The Five Lamps Brewery wraps up this post with two beers and an enigma. The company has been wholly subsumed into C&C but I don't know what that means for its beer range or its Dublin facility. The colourful range of warm-fermented beers with the fun local names isn't around as much any more, while this generically-badged couple have cropped up like weeds next to the Tipperary-brewed flagship lager. I've no idea if they too come from the industrial brewery in Clonmel, but I suspect they might.
Five Lamps Light is the awe-inspiring name of one of them. It's 3.8% ABV and a very sad, pale, cidery yellow. I found it jaggedly -- almost painfully -- fizzy. I'd guess they were aiming for a bland flavour but have missed that with the prominent hit of banana and toffee. It's really not very good, and if it is made at their big lager plant they'd want to get their processes looked at. Sensory issues aside, I have to wonder who the market for this is. The ABV isn't low enough to grab the drinkers who don't want to drink, so I don't see who wouldn't trade up to the full-size lager that's always going to be next to it. Is there someone daft enough to believe it's some kind of diet drink? It won't be missed.
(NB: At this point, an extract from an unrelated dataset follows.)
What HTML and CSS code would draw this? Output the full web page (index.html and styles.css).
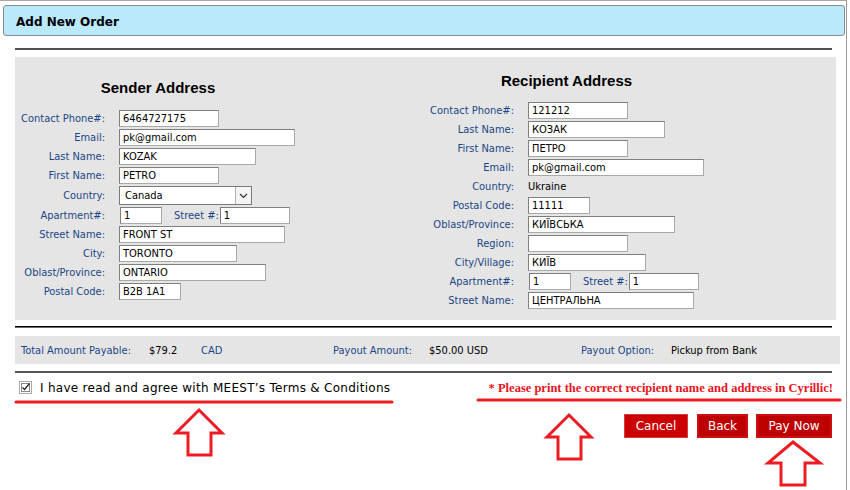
FILE: index.html
```html
<!DOCTYPE html>
<html>
    <head>
        <link rel="stylesheet" href="styles.css">
    </head>
    <body>
        <div class="page">
            <div class="title-bar">Add New Order</div>

            <div class="content">
                <div class="rule rule-top"></div>

                <div class="address-panel">
                    <div class="address-col sender">
                        <h2>Sender Address</h2>
                        <div class="form">
                            <label>Contact Phone#:</label>
                            <div class="field"><input class="w100" type="text" value="6464727175"></div>
                            <label>Email:</label>
                            <div class="field"><input class="w176" type="text" value="pk@gmail.com"></div>
                            <label>Last Name:</label>
                            <div class="field"><input class="w137" type="text" value="KOZAK"></div>
                            <label>First Name:</label>
                            <div class="field"><input class="w100" type="text" value="PETRO"></div>
                            <label>Country:</label>
                            <div class="field field-select">
                                <div class="select">
                                    <span class="select-text">Canada</span>
                                    <span class="select-btn">
                                        <svg width="9" height="6" viewBox="0 0 9 6"><path d="M1 1 L4.5 4.5 L8 1" fill="none" stroke="#333" stroke-width="1.2"/></svg>
                                    </span>
                                </div>
                            </div>
                            <label>Apartment#:</label>
                            <div class="field">
                                <input class="w42 apt" type="text" value="1">
                                <span class="inline-label">Street #:</span>
                                <input class="w70" type="text" value="1">
                            </div>
                            <label>Street Name:</label>
                            <div class="field"><input class="w166" type="text" value="FRONT ST"></div>
                            <label>City:</label>
                            <div class="field"><input class="w118" type="text" value="TORONTO"></div>
                            <label>Oblast/Province:</label>
                            <div class="field"><input class="w147" type="text" value="ONTARIO"></div>
                            <label>Postal Code:</label>
                            <div class="field"><input class="w62" type="text" value="B2B 1A1"></div>
                        </div>
                    </div>

                    <div class="address-col recipient">
                        <h2>Recipient Address</h2>
                        <div class="form">
                            <label>Contact Phone#:</label>
                            <div class="field"><input class="w100" type="text" value="121212"></div>
                            <label>Last Name:</label>
                            <div class="field"><input class="w137" type="text" value="КОЗАК"></div>
                            <label>First Name:</label>
                            <div class="field"><input class="w100" type="text" value="ПЕТРО"></div>
                            <label>Email:</label>
                            <div class="field"><input class="w176" type="text" value="pk@gmail.com"></div>
                            <label>Country:</label>
                            <div class="field"><span class="plain">Ukraine</span></div>
                            <label>Postal Code:</label>
                            <div class="field"><input class="w62" type="text" value="11111"></div>
                            <label>Oblast/Province:</label>
                            <div class="field"><input class="w147" type="text" value="КИЇВСЬКА"></div>
                            <label>Region:</label>
                            <div class="field"><input class="w100" type="text" value=""></div>
                            <label>City/Village:</label>
                            <div class="field"><input class="w118" type="text" value="КИЇВ"></div>
                            <label>Apartment#:</label>
                            <div class="field">
                                <input class="w42 apt" type="text" value="1">
                                <span class="inline-label">Street #:</span>
                                <input class="w70" type="text" value="1">
                            </div>
                            <label>Street Name:</label>
                            <div class="field"><input class="w166" type="text" value="ЦЕНТРАЛЬНА"></div>
                        </div>
                    </div>
                </div>

                <div class="rule rule-mid"></div>

                <div class="summary">
                    <span class="lbl">Total Amount Payable:</span>
                    <span class="val">$79.2</span>
                    <span class="lbl">CAD</span>
                    <span class="lbl">Payout Amount:</span>
                    <span class="val">$50.00 USD</span>
                    <span class="lbl">Payout Option:</span>
                    <span class="val">Pickup from Bank</span>
                </div>

                <div class="rule rule-bottom"></div>

                <div class="agree-row">
                    <div class="agree">
                        <svg class="checkbox" width="13" height="13" viewBox="0 0 13 13">
                            <rect x="0.5" y="0.5" width="12" height="12" fill="#fff" stroke="#555" stroke-dasharray="1 1"/>
                            <rect x="2.5" y="2.5" width="8" height="8" fill="none" stroke="#888"/>
                            <path d="M3.5 6.5 L5.5 8.5 L10.5 2.5" fill="none" stroke="#222" stroke-width="1.2"/>
                        </svg>
                        <span>I have read and agree with MEEST’s Terms &amp; Conditions</span>
                    </div>
                    <div class="note">* Please print the correct recipient name and address in Cyrillic!</div>
                </div>

                <div class="actions">
                    <button class="btn btn-cancel">Cancel</button>
                    <button class="btn btn-back">Back</button>
                    <button class="btn btn-pay">Pay Now</button>
                </div>
            </div>

            <!-- red markup drawn over the form -->
            <svg class="marks" width="850" height="490" viewBox="0 0 850 490">
                <g fill="none" stroke="#ed1c24" stroke-width="3" stroke-linecap="round" stroke-linejoin="miter">
                    <line x1="16" y1="402" x2="392" y2="402"/>
                    <line x1="478" y1="400" x2="840" y2="400"/>
                    <polygon points="199,410 222,433 211,433 211,455 188,455 188,433 176,433"/>
                    <polygon points="569,415 591,437 581,437 581,459 558,459 558,437 547,437"/>
                    <polygon points="793,442 820,463 805,463 805,485 781,485 781,463 768,463"/>
                </g>
            </svg>
        </div>
    </body>
</html>
```

FILE: styles.css
```css
body {
    margin: 0;
    background: #fff;
    font-family: "DejaVu Sans", Verdana, sans-serif;
}
.page {
    position: relative;
    width: 846px;
    height: 489px;
    border-top: 1px solid #a8a8a8;
    border-right: 1px solid #9a9a9a;
}
.title-bar {
    margin: 4px 1px 0 3px;
    height: 27px;
    padding-top: 2px;
    line-height: 29px;
    padding-left: 12px;
    background-color: #b9e9fb;
    border: 1px solid #8c8c8c;
    border-radius: 3px;
    font-weight: bold;
    font-size: 12px;
    color: #000;
    overflow: hidden;
}
.content {
    padding-left: 15px;
}
.rule {
    width: 817px;
}
.rule-top {
    margin-top: 12px;
    height: 2px;
    background-color: #505050;
}
.rule-mid {
    margin-top: 6px;
    height: 1px;
    border-bottom: 1px solid #666;
    background-color: #000;
}
.rule-bottom {
    margin-top: 7px;
    height: 2px;
    background-color: #555;
}

/* address block */
.address-panel {
    margin-top: 7px;
    width: 821px;
    height: 263px;
    background-color: #e5e5e5;
    display: grid;
    grid-template-columns: 286px 1fr;
}
.address-col h2 {
    margin: 0;
    text-align: center;
    font-family: "Liberation Sans", Arial, sans-serif;
    font-size: 15px;
    line-height: 20px;
    color: #000;
}
.sender {
    padding-top: 21px;
}
.sender h2 {
    margin-bottom: 12px;
}
.recipient {
    padding-top: 14px;
}
.recipient h2 {
    margin-bottom: 11px;
    padding-right: 4px;
}
.form {
    display: grid;
    grid-template-columns: 90px auto;
    column-gap: 14px;
    row-gap: 2px;
    align-items: center;
}
.recipient .form {
    grid-template-columns: 213px auto;
}
.form label,
.inline-label,
.summary .lbl {
    color: #1b4586;
}
.form label {
    text-align: right;
    white-space: nowrap;
}
.form label,
.field,
.summary {
    font-size: 11px;
    font-stretch: condensed;
}
.field {
    display: flex;
    align-items: center;
    height: 17px;
}
.field input {
    box-sizing: border-box;
    height: 17px;
    margin: 0;
    padding: 0 3px;
    border: 1px solid #7f7f7f;
    border-right-color: #a9a9a9;
    border-bottom-color: #a9a9a9;
    background: #fff;
    font-family: "DejaVu Sans", Verdana, sans-serif;
    font-size: 11px;
    font-stretch: condensed;
    color: #000;
}
.plain {
    color: #000;
}
.apt {
    margin-left: 1px !important;
}
.inline-label {
    margin: 0 1px 0 12px;
    white-space: nowrap;
}
.w42 { width: 42px; }
.w62 { width: 62px; }
.w70 { width: 70px; }
.w100 { width: 100px; }
.w118 { width: 118px; }
.w137 { width: 137px; }
.w147 { width: 147px; }
.w166 { width: 166px; }
.w176 { width: 176px; }

.field-select {
    height: 19px;
}
.select {
    box-sizing: border-box;
    width: 133px;
    height: 19px;
    display: flex;
    align-items: center;
    background: #fff;
    border: 1px solid #7a7a7a;
}
.select-text {
    flex: 1;
    padding-left: 5px;
    color: #000;
}
.select-btn {
    box-sizing: border-box;
    width: 16px;
    height: 17px;
    display: flex;
    align-items: center;
    justify-content: center;
    border-left: 1px solid #b0b0b0;
    background: #f4f4f4;
}

/* totals */
.summary {
    margin-top: 8px;
    width: 825px;
    height: 28px;
    box-sizing: border-box;
    padding-left: 6px;
    background-color: #e5e5e5;
    display: grid;
    grid-template-columns: 128px 52px 132px 96px 152px 90px auto;
    align-items: center;
    color: #000;
}

/* agreement */
.agree-row {
    width: 818px;
    height: 30px;
    display: flex;
    justify-content: space-between;
    align-items: center;
}
.agree {
    display: flex;
    align-items: center;
    padding-left: 4px;
    font-size: 12px;
    letter-spacing: 0.28px;
    color: #000;
}
.checkbox {
    margin-right: 8px;
    margin-top: -2px;
}
.note {
    font-family: "Liberation Serif", "Times New Roman", serif;
    font-weight: bold;
    font-size: 12.5px;
    color: #e8141c;
}

.actions {
    width: 817px;
    margin-top: 11px;
    display: flex;
    justify-content: flex-end;
    gap: 9px;
}
.btn {
    height: 24px;
    padding: 0;
    font-family: "DejaVu Sans", Verdana, sans-serif;
    font-size: 12px;
    color: #fff;
    background-color: #cc0000;
    border: 1px solid #d63a3a;
    cursor: pointer;
}
.btn-cancel { width: 64px; }
.btn-back {
    width: 51px;
    background-color: #bd0000;
    border: 2px solid #cf1010;
}
.btn-pay {
    width: 76px;
    margin-left: -1px;
    background-color: #bd0000;
    border: 2px solid #cf1010;
}

.marks {
    position: absolute;
    top: -1px;
    left: 0;
    pointer-events: none;
}
```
A more orthodox choice next: Five Lamps Red. Mind you, this is C&C's third recent attempt to make an impact with a draught nitro red ale. Roundstone clings on where they have a sizeable tap presence already; Caledonia Smooth was chased out of town years ago. Now what? This is also 3.8% ABV, dark garnet in colour, and has a very heavy texture. The flavour is powerfully sweet, even for something of this style: I got a not-unpleasant buzz of tinned strawberry, followed by what I took for milk chocolate. Someone later pointed out to me that the beer is lousy with diacetyl and I went back to check. Sure enough, with that in my head, it is full of butterscotch. I think it works in this style, as long as you don't mind the slick sweetness. Overall I give this a pass. If it's taking aim at Kilkenny then more power to its buttery elbow.
That's it for now. More Irish beers soon, of course, including what was pouring at the Franciscan Well Easter Festival this coming weekend.